Miguel está ligado à empresa da família há 12 anos, mas não foi só desde 2006 que começou a sua aventura pelos corredores da pastelaria. “Claro que já de pequenino vinha cá muita vez, nessa altura não para trabalhar, mas para comer pastéis”, recorda. Apesar de estar à frente da empresa nunca ter sido “um sonho que não pudesse esperar”, explica que sempre “quis conhecer as pessoas, perceber o negócio”. Porque, segundo o próprio, “quando se cresce num negócio de família, há uma grande proximidade com a marca e com a história da casa. Acaba por fazer parte da nossa história de vida”.  

Quando finalmente chegou o dia em que soube o segredo da receita dos pastéis que comia desde criança, confessa que havia expectativa, mas que também foi um momento engraçado. “Marcámos um dia e falámos com os Mestres para cá estarem todos. Fomos os três lá abaixo [à Fábrica], para que a minha prima Penélope e eu pudéssemos ver como é que se faziam os pastéis. Claro que é um momento solene, mas rimo-nos todos bastante e aprendemos várias coisas, algumas foram surpreendentes, outras já imaginávamos que seriam assim. Porque quando se convive de perto, vai-se tendo uma ideia de como as coisas funcionam. Mas foi bom, sobretudo por se desvendar esse mistério”, revelou. 

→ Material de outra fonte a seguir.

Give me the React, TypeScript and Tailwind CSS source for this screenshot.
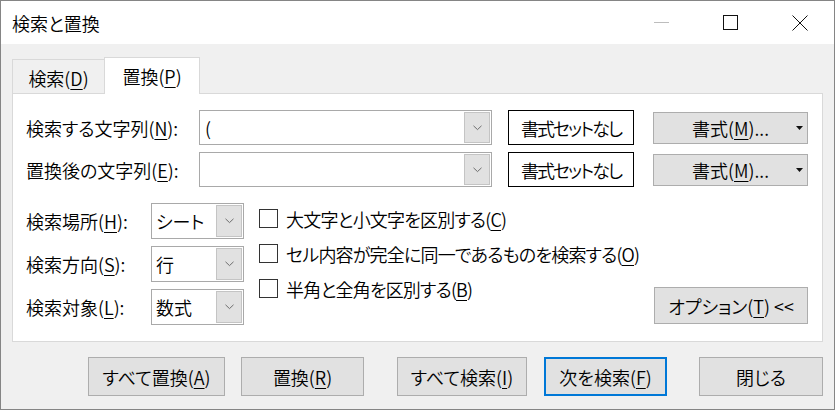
import React from "react";

const U = ({ c }: { c: string }) => (
  <span className="underline decoration-1 underline-offset-[3px]">{c}</span>
);

const Chevron = () => (
  <svg width="9" height="6" viewBox="0 0 9 6" fill="none">
    <path d="M0.5 0.8 L4.5 4.6 L8.5 0.8" stroke="#6d6d6d" strokeWidth="1" />
  </svg>
);

const Combo = ({ w, h, text, textPl }: { w: string; h: string; text?: string; textPl: string }) => (
  <div className={`${w} ${h} border border-[#a9a9a9] bg-white flex items-stretch p-px`}>
    <div className={`flex-1 flex items-center ${textPl}`}>{text}</div>
    <div className="w-[26px] bg-[#e1e1e1] border border-[#c4c4c4] flex items-center justify-center">
      <Chevron />
    </div>
  </div>
);

const GrayBtn = ({ children, cls }: { children: React.ReactNode; cls: string }) => (
  <div className={`${cls} h-[39px] bg-[#e1e1e1] border border-[#adadad] flex items-center justify-center`}>
    {children}
  </div>
);

const Check = ({ children }: { children: React.ReactNode }) => (
  <div className="h-[19px] flex items-center">
    <div className="w-[19px] h-[19px] border border-[#333333] bg-white shrink-0" />
    <div className="ml-[8px] whitespace-nowrap tracking-[-0.8px]">{children}</div>
  </div>
);

export default function App() {
  return (
    <div className="w-[835px] h-[410px] border border-[#858585] bg-[#f0f0f0] text-black text-[18px] leading-none [font-weight:350] font-['Noto_Sans_CJK_JP','Noto_Sans',sans-serif] [font-feature-settings:'palt'] flex flex-col overflow-hidden">
      {/* title bar */}
      <div className="h-[43px] bg-white flex items-center shrink-0">
        <div className="pl-[11px] flex-1">検索と置換</div>
        <div className="w-[69px] h-full flex items-center justify-center">
          <div className="w-[15px] h-px bg-[#bdbdbd]" />
        </div>
        <div className="w-[69px] h-full flex items-center justify-center">
          <div className="w-[15px] h-[15px] border border-[#111]" />
        </div>
        <div className="w-[69px] h-full flex items-center justify-center">
          <svg width="16" height="16" viewBox="0 0 16 16">
            <path d="M0.5 0.5 L15.5 15.5 M15.5 0.5 L0.5 15.5" stroke="#111" strokeWidth="1" />
          </svg>
        </div>
      </div>

      {/* body */}
      <div className="flex-1 flex flex-col px-[11px] pt-[13px]">
        {/* tabs */}
        <div className="h-[36px] flex items-end">
          <div className="w-[92px] h-[34px] border-t border-l border-[#d9d9d9] flex items-center justify-center pt-[2px]">
            検索(<U c="D" />)
          </div>
          <div className="w-[96px] h-[37px] border-t border-x border-[#d9d9d9] bg-white relative z-10 -mb-px flex items-center justify-center">
            置換(<U c="P" />)
          </div>
        </div>

        {/* panel */}
        <div className="h-[249px] border border-[#d9d9d9] bg-white pt-[16px] pl-[13px] pr-[14px] flex flex-col">
          <div className="flex flex-col gap-[7px]">
            {[
              { label: "検索する文字列", m: "N", text: "(" },
              { label: "置換後の文字列", m: "E", text: "" },
            ].map((r) => (
              <div key={r.m} className="h-[35px] flex items-center">
                <div className="w-[173px] whitespace-nowrap">
                  {r.label}(<U c={r.m} />):
                </div>
                <Combo w="w-[293px]" h="h-[35px]" text={r.text} textPl="pl-[4px]" />
                <div className="ml-[16px] w-[126px] h-[35px] border border-black flex items-center justify-center tracking-[-2px]">
                  書式セットなし
                </div>
                <div className="ml-auto w-[155px] h-[32px] bg-[#e1e1e1] border border-[#adadad] flex items-center justify-center relative">
                  <span>
                    書式(<U c="M" />)...
                  </span>
                  <svg className="absolute right-[4px] top-[13px]" width="7" height="4" viewBox="0 0 7 4">
                    <path d="M0 0 L7 0 L3.5 4 Z" fill="#111" />
                  </svg>
                </div>
              </div>
            ))}
          </div>

          <div className="mt-[16px] flex">
            <div className="flex flex-col gap-[7px]">
              {[
                { label: "検索場所", m: "H", v: "シート" },
                { label: "検索方向", m: "S", v: "行" },
                { label: "検索対象", m: "L", v: "数式" },
              ].map((r) => (
                <div key={r.m} className="h-[36px] flex items-center">
                  <div className="w-[125px] whitespace-nowrap">
                    {r.label}(<U c={r.m} />):
                  </div>
                  <Combo w="w-[93px]" h="h-[36px]" text={r.v} textPl="pl-[3px]" />
                </div>
              ))}
            </div>
            <div className="ml-[15px] pt-[6px] flex flex-col gap-[16px]">
              <Check>
                大文字と小文字を区別する(<U c="C" />)
              </Check>
              <Check>
                セル内容が完全に同一であるものを検索する(<U c="O" />)
              </Check>
              <Check>
                半角と全角を区別する(<U c="B" />)
              </Check>
            </div>
            <div className="ml-auto self-end mb-[1px] w-[154px] h-[37px] bg-[#e1e1e1] border border-[#adadad] flex items-center justify-center whitespace-nowrap">
              オプション(<U c="T" />)&nbsp;&lt;&lt;
            </div>
          </div>
        </div>

        {/* bottom buttons */}
        <div className="mt-[15px] ml-[76px] flex">
          <GrayBtn cls="w-[137px]">
            すべて置換(<U c="A" />)
          </GrayBtn>
          <GrayBtn cls="ml-[16px] w-[123px]">
            置換(<U c="R" />)
          </GrayBtn>
          <GrayBtn cls="ml-[33px] w-[130px]">
            すべて検索(<U c="I" />)
          </GrayBtn>
          <div className="ml-[17px] w-[123px] h-[39px] bg-[#e1e1e1] border-2 border-[#0078d7] flex items-center justify-center">
            次を検索(<U c="F" />)
          </div>
          <GrayBtn cls="ml-[32px] w-[124px]">閉じる</GrayBtn>
        </div>
      </div>
    </div>
  );
}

Notícias ao Minuto© Blas Manuel/Notícias ao Minuto

A próxima pessoa a saber a receita secreta vai ser escolhida em breve, porque um dos mestres se aproxima da idade da reforma, mas é um processo que, segundo Miguel, demora tempo. "Tem sido sempre nossa política quando escolhemos alguém para o segredo que seja alguém que já cá trabalha há muitos anos e que com base nessa experiência nos seja possível avaliar o caráter da pessoa e sentirmos que é uma pessoa que veste a camisola e que nos merece total confiança. Também tem de ter a ambição e a capacidade para assumir uma posição tão importante como é ser mestre do segredo, é a alma desta empresa".

A produção tem aumentado ligeiramente desde 2016, em que vendiam 20 mil pastéis por dia, para cerca de 21 mil. “Beneficiámos muito deste aumento do turismo que tem havido em Lisboa e isso reflete-se no volume de vendas”. E depois há dias e dias... “os de maratona são sempre dos mais fortes”, mas houve um em que Belém encheu, há cerca de três ou quatro anos e bateram o recorde de pastéis produzidos num dia, perto de 55 mil. 

Não, os pastéis não estão mais pequenos

A quem os acusa de terem diminuído de tamanho, Miguel atira em tom de brincadeira que “se calhar as pessoas quando eram pequeninas os pastéis lhes pareciam maiores”, mas, num tom mais sério, garante: “Não mudámos de formas, são exatamente as mesmas que eram antes, o processo é o mesmo, a massa e o creme são iguais, não há nem houve nenhuma alteração em relação à forma como os pastéis eram feitos anteriormente”. 

Sobre alguns dos mitos põe tudo em pratos... como ficam minutos depois de os pastéis virem para a mesa... limpos. Explica que a razão de os mestres que sabem o segredo não poderem viajar juntos, não é porque tenham de proteger a receita, mas sim por uma questão logística. “Nunca fechamos, todos os dias têm de ser feitos pastéis e tem de estar cá sempre pelo menos um”. No caso da família o mesmo se passa, “não tem a ver com a produção, mas sim com o facto de a empresa ter de ser gerida. Não é habitual que pelo menos um de nós não esteja presente”. Já sobre um suposto túnel secreto, usado agora por Marcelo Rebelo de Sousa, e que existirá entre o Palácio de Belém e a Oficina do Segredo, não é tão assertivo em negar. “Nunca vi esse túnel, mas é possível, não sei. Ele de facto vem cá bastantes vezes e gosta muito de pastéis. Por isso não sei, nunca se sabe.” 

Notícias ao Minuto© Blas Manuel/Notícias ao Minuto

Além de uma empresa de família, os pastéis de Belém são também uma empresa de famílias. Das 180 pessoas que ali trabalham atualmente entre todas as secções, muitas delas já estão "há 30 ou 40 anos e são casais que trabalham cá - marido e mulher-, em que os filhos já cá trabalham também e que, entretanto, já casaram com pessoas que cá trabalham também”. 

Sobre a velha questão de qual a diferença entre um pastel de Belém e um pastel de nata, Miguel esclarece que “a receita do pastel de Belém é única enquanto do pastel de nata há inúmeras receitas e inúmeras variações”. Vai mais longe até para fazer o tira-teimas e cita um antigo empregado da casa que dizia que "do pastel de natal se comia um e que do pastel de Belém se comia pelo menos meia dúzia”.